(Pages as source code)

• • • • •

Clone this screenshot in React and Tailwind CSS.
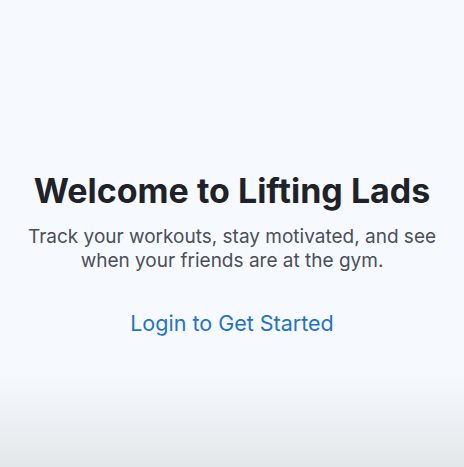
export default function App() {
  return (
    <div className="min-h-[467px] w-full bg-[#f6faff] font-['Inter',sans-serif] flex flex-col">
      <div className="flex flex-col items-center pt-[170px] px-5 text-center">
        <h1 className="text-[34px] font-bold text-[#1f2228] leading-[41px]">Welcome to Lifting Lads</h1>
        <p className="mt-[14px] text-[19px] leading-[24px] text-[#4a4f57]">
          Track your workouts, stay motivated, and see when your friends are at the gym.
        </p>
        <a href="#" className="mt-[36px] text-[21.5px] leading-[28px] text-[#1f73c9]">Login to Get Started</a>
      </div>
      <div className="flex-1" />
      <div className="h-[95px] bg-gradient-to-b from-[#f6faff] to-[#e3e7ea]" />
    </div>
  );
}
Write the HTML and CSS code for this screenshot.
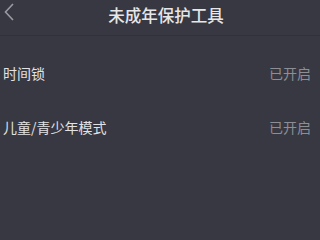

• • • • •

→ **GOAL**:
The material above must be printed exactly, with its pictures left out.

→ **RESPONSE TO THIS TASK**:
Clone this screenshot in React and Tailwind CSS.
export default function App() {
  return (
    <div className="min-h-[467px] w-full bg-[#f6faff] font-['Inter',sans-serif] flex flex-col">
      <div className="flex flex-col items-center pt-[170px] px-5 text-center">
        <h1 className="text-[34px] font-bold text-[#1f2228] leading-[41px]">Welcome to Lifting Lads</h1>
        <p className="mt-[14px] text-[19px] leading-[24px] text-[#4a4f57]">
          Track your workouts, stay motivated, and see when your friends are at the gym.
        </p>
        <a href="#" className="mt-[36px] text-[21.5px] leading-[28px] text-[#1f73c9]">Login to Get Started</a>
      </div>
      <div className="flex-1" />
      <div className="h-[95px] bg-gradient-to-b from-[#f6faff] to-[#e3e7ea]" />
    </div>
  );
}
Write the HTML and CSS code for this screenshot.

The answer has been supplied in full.